Sobre o passado e importância histórica da região, os investigadores destacam o período 1415 — 1460, altura em que os concelhos de Lagos, Vila do Bispo e Silves foram o “palco” dos Descobrimentos, com o Infante D. Henrique a representar o papel do “timoneiro” de um projecto que haveria de dar novos mundos ao mundo, inscrevendo Portugal no mapa da globalização.

Porém, o director de Serviços e Bens Culturais da DRC, Rui Parreira, lembrou que o sucesso da candidatura está ainda dependente do trabalho que vier a ser desempenhado pelos autarcas. “As ameaças não estão só na exploração dos hidrocarbonetos no mar, estão também ligadas aquilo que se passa em terra”, enfatizou. Em causa, explicou, está a preservação do núcleo urbano primitivo de Lagos, “a necessitar de uma política de reabilitação urbana”.

Por seu lado, Alexandra Gonçalves apelou aos autarcas para que se “encontre fontes de financiamento que garantam a continuação da investigação”. A comissão da UNESCO, disse, encontrou algumas fragilidades ao nível do conhecimento sobre a singularidade de Sagres, Lagos e Silves, para virem a ser considerados “lugares da globalização”. A ambição em obter este galardão vem desde 2002, quando a Região de Turismo do Algarve assumiu a responsabilidade da candidatura. O processo acabaria por ser abandonado e só foi retomado em 2013 pela direcção regional da cultura.

A importância da região algarvia, na época em que Portugal foi o “intérprete da mundialização” através dos Descobrimentos, foi um dos temas centrais da conferência, realizada na quinta-feira à noite, na Universidade do Algarve a propósito da celebração dos 750 anos do Tratado de Badajoz. Nesse período, salientou o medievalista Luís Oliveira, o “Reino do Algarve” passou a integrar a coroa portuguesa. Assim, página a página, foi-se escrevendo a história da região, vista em diferentes perspectivas.

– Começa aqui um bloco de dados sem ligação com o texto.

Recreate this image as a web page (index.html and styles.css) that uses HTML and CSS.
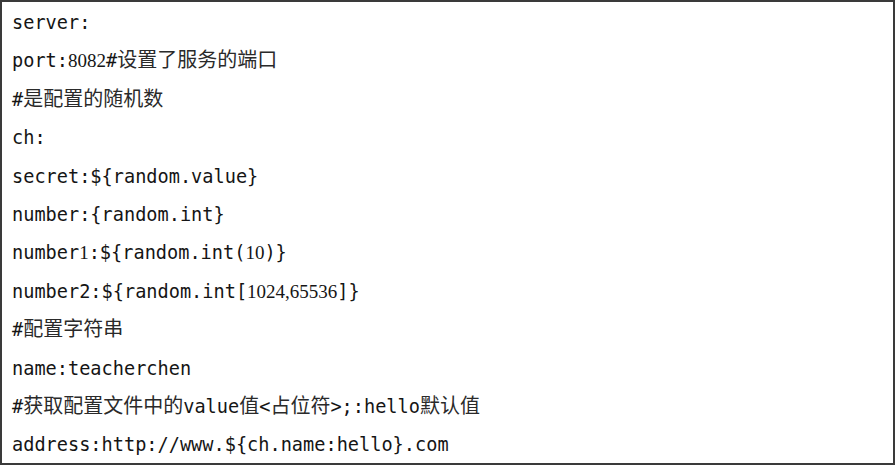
FILE: index.html
```html
<!DOCTYPE html>
<html lang="zh">
<head>
<meta charset="utf-8">
<title>config</title>
<link rel="stylesheet" href="styles.css">
</head>
<body>
<div class="box">
  <div class="line">server:</div>
  <div class="line">port:<span class="d">8082</span>#<span class="zh">设置了服务的端口</span></div>
  <div class="line">#<span class="zh">是配置的随机数</span></div>
  <div class="line">ch:</div>
  <div class="line">secret:${random.value}</div>
  <div class="line">number:{random.int}</div>
  <div class="line">number<span class="d">1</span>:${random.int(<span class="d">10</span>)}</div>
  <div class="line">number2:${random.int[<span class="d">1024,65536</span>]}</div>
  <div class="line">#<span class="zh">配置字符串</span></div>
  <div class="line">name:teacherchen</div>
  <div class="line">#<span class="zh">获取配置文件中的</span>value<span class="zh">值</span>&lt;<span class="zh">占位符</span>&gt;;:hello<span class="zh">默认值</span></div>
  <div class="line">address:http://www.${ch.name:hello}.com</div>
</div>
</body>
</html>
```
FILE: styles.css
```css
html, body {
  margin: 0;
  padding: 0;
  background: #ffffff;
}
.box {
  box-sizing: border-box;
  width: 895px;
  height: 465px;
  border: 2px solid #3a3a3a;
  padding: 2px 0 0 10px;
  overflow: hidden;
  font-family: "DejaVu Sans Mono", "Noto Sans CJK SC", monospace;
  font-size: 18.6px;
  color: #151515;
}
.line {
  height: 38.4px;
  line-height: 38.4px;
  white-space: pre;
}
.d {
  font-family: "Liberation Serif", serif;
  font-size: 19px;
  line-height: 1;
}
.zh {
  font-family: "Noto Sans CJK SC", sans-serif;
  font-size: 20px;
  line-height: 1;
  color: #2a2a2a;
}
```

O antigo “reino” algarvio, na altura sob o domínio de Afonso X, de Castela, chegava até Sevilha. Nos últimos anos, a abertura das fronteiras facilitou a reaproximação das terras do sul à vizinha Andaluzia e à Europa. Porém, a infra-estrutura que mais mudou a geografia da região foi a construção do aeroporto internacional de Faro, permitindo, actualmente, a vinda de cerca de 7,5 milhões de visitantes por ano. “Existe uma espécie de cultura de ressentimento em relação ao poder central — somos introspectivos, temos medo de aparecer”, observou a escritora Lídia Jorge, evocando a polémica de decisão da exploração de petróleo. “Alguém nos diz — vamos mudar de paradigma [trocar o turismo pelo petróleo] — e ficamos quietos e calados”, enfatizou.

“O Algarve pesa pouco politicamente”, disse o presidente da Associação Empresarial do Algarve — NERA, Vítor Neto preconiza a criação de uma Área Metropolitana na região, à semelhança do que existe em Lisboa e Porto. “Não acredito na descentralização da Comissão de Coordenação e Desenvolvimento Regional (CCDR) — só vem acrescentar burocracia”.